Analysts say the demographic bogeyman should not be underestimated, as Jews soon could constitute a minority in the area including Israel and the Palestinian territories.

Then, instead of a two-state solution in which the states of Israel and Palestine coexist side by side, the Arabs may well demand a single “Greater Palestine” comprised of Israel, the West Bank and the Gaza Strip — with an Arab majority. That would mean the end of Israel as a Jewish state.

To preempt this situation, people close to Sharon for the first time are talking in terms of unilateral withdrawal from the West Bank and Gaza Strip.

In mid-November interviews with Ha’aretz and Israel Radio, Deputy Prime Minster Ehud Olmert gave the first inkling of the new thinking.

Olmert, one of the ministers closest to Sharon, declared that if the road map negotiations fail — as he expects — “Israel will have the right to take unilateral actions to separate from the Palestinians through a fence or other measures.”
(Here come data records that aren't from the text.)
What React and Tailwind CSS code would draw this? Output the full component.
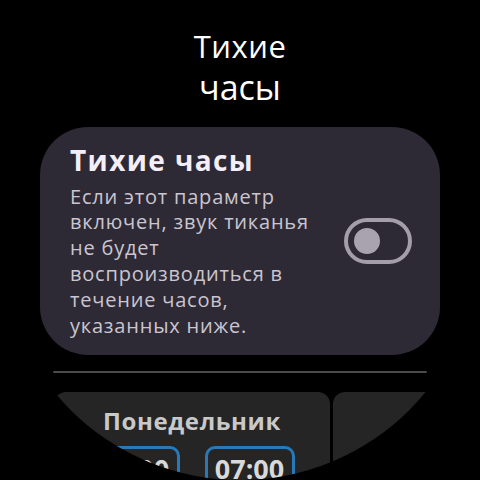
import React from 'react'

const font = { fontFamily: '"Open Sans", "Noto Sans", sans-serif' }

const Toggle = () => (
  <div className="w-[68px] h-[46px] rounded-full border-[4px] border-[#a49eaa] flex items-center px-[6px] shrink-0">
    <div className="w-[26px] h-[26px] rounded-full bg-[#a9a3ae]" />
  </div>
)

const TimeChip = ({ value }) => (
  <div className="w-[90px] h-[44px] rounded-[10px] border-[3px] border-[#2a78b6] flex items-center justify-center text-[27px] font-bold text-[#d9d9d9] leading-none">
    {value}
  </div>
)

export default function App() {
  return (
    <div className="w-[480px] h-[480px] bg-black">
      <div
        className="w-[480px] h-[480px] rounded-full overflow-hidden bg-black flex flex-col items-center"
        style={font}
      >
        {/* Header */}
        <div className="shrink-0 pt-[26px] flex flex-col items-center text-white leading-[41px]">
          <span className="text-[31px] tracking-[0.5px]">Тихие</span>
          <span className="text-[34px]">часы</span>
        </div>

        {/* Setting card */}
        <div className="shrink-0 mt-[19px] w-[400px] h-[228px] rounded-[48px] bg-[#2e2a35] flex items-center pl-[30px] pr-[28px]">
          <div className="flex-1 flex flex-col">
            <div className="text-[28px] font-bold text-[#f3eef7] leading-[32px] tracking-[1.4px]">Тихие часы</div>
            <div className="mt-[8px] text-[20px] text-[#cbc5d0] leading-[25.8px] tracking-[0.8px] whitespace-nowrap">
              Если этот параметр<br />
              включен, звук тиканья<br />
              не будет<br />
              воспроизводиться в<br />
              течение часов,<br />
              указанных ниже.
            </div>
          </div>
          <Toggle />
        </div>

        {/* Divider */}
        <div className="shrink-0 mt-[16px] w-[374px] h-[2px] bg-[#4b4b4b] rounded-full" />

        {/* Day cards */}
        <div className="shrink-0 mt-[19px] w-[480px] flex gap-[3px] pl-[54px]">
          <div className="w-[276px] h-[120px] shrink-0 rounded-[12px] bg-[#252525] flex flex-col items-center pt-[14px]">
            <div className="text-[24px] font-bold text-[#c9c9c9] leading-[30px] tracking-[0.6px]">Понедельник</div>
            <div className="mt-[10px] flex gap-[25px]">
              <TimeChip value="22:00" />
              <TimeChip value="07:00" />
            </div>
          </div>
          <div className="w-[200px] h-[120px] shrink-0 rounded-[12px] bg-[#252525]" />
        </div>
      </div>
    </div>
  )
}
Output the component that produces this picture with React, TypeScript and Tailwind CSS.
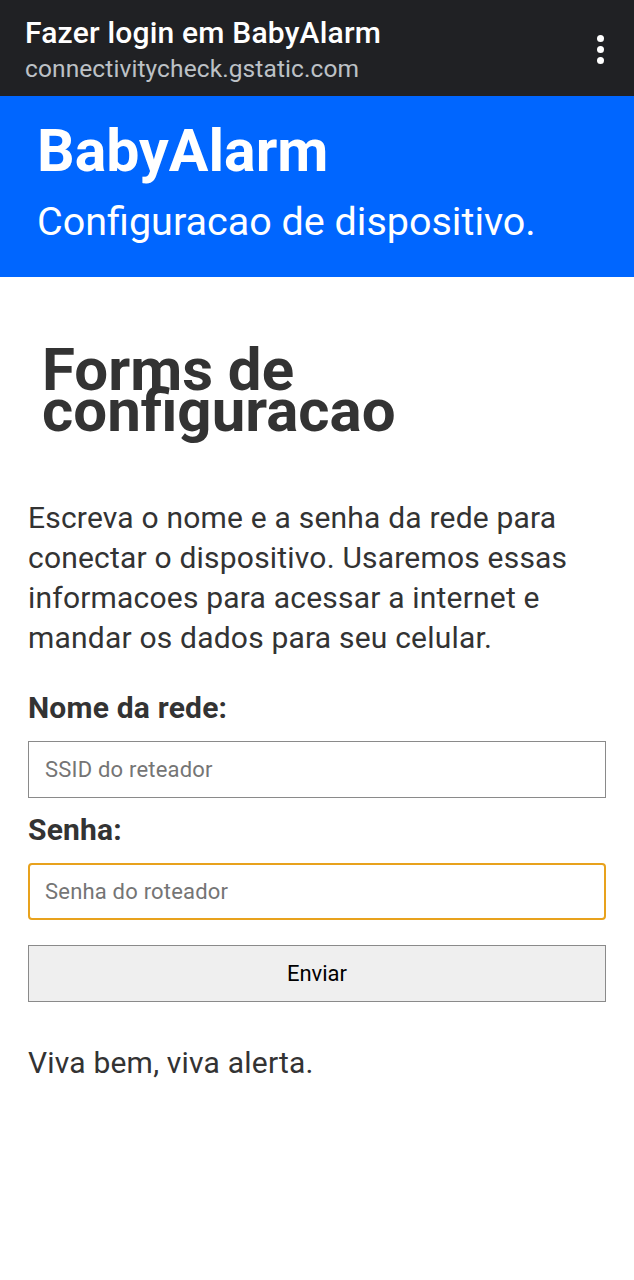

To counter the demographic problem, he said, the line between Israel and the Palestinian areas should be drawn in such a way as to include the maximum number of Jews and a minimum number of Palestinians.

Sharon, too, apparently is concerned that failure to reach a two-state solution could expose Israel to demands for a binational state. That, his aides say, is partly why he is so intent on separating from the Palestinians, with or without agreement, by next summer.

All this, too, could be spin. But if Sharon really is serious, and if negotiations with the Palestinians fail, the big question will be where Sharon draws the dividing line between the two peoples.

Will it be a line that entails dismantling settlements and keeps open future chances for a two-state deal, as many on the right fear? Or does Sharon plan to leave the Palestinians with 50 percent or less of the West Bank, undermining prospects for a future agreement, as many on the left fear?

The pundits suggest a third option, that Sharon is merely playing for time, using feints and dodges to impress the Americans and the Israeli public, with no intention of making meaningful political moves.

As usual in the Middle East, what the future holds is anyone’s guess.